Moving on, it is hard to determine what I enjoyed most about Rome and Italy. Certainly, a lot of things struck me as I wasn’t expecting the magnitude of apartment complexes and tiny automobiles. I guess I just never thought about the lack of space as space is something I truly take for granted. I adore my space and don’t know how I could deal without it. Sorrento was a great town to be in as it was not as obtrusive as Rome felt and I just liked the feel. Sorrento had everything: a college-town like atmosphere coupled with really great shopping areas and restaurants. The people seemed kinder in Sorrento as well. Romans could be rather snobbish, though they certainly knew how to have a good time, which is an asset I appreciate in anyone, no matter how questionable their character. (There were a few questionable characters as well, but I digress.) No matter what aspect of Italy I look at, even the negative ones, I appreciate everything I experienced. I really became acculturated much faster than I thought I would. Coming home was a strange reunion and it took at least a week to adjust to my own life here. Frankly, I had forgotten about my normal routines. Sure, I missed my boyfriend and friends, but I forgot about the things we all used to do together like go out for a drink or dance to bad music in my boyfriend’s kitchen.

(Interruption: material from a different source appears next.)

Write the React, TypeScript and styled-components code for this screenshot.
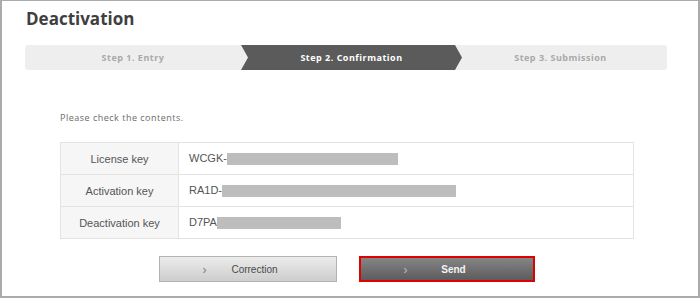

 I wish to say that overall, I enjoyed the class and not just because I had the opportunity to travel to Italy, but I also enjoyed meeting all the people who went on the trip and learning all I could about Italian life, literature, and culture.  I hope others take this opportunity in the future and I know they will enjoy it just as much as I did and hopefully learn from it as well.

[1] The title isn’t meant to be serious or anything. It simply states what was on my mind most of the time as I wrote this paper.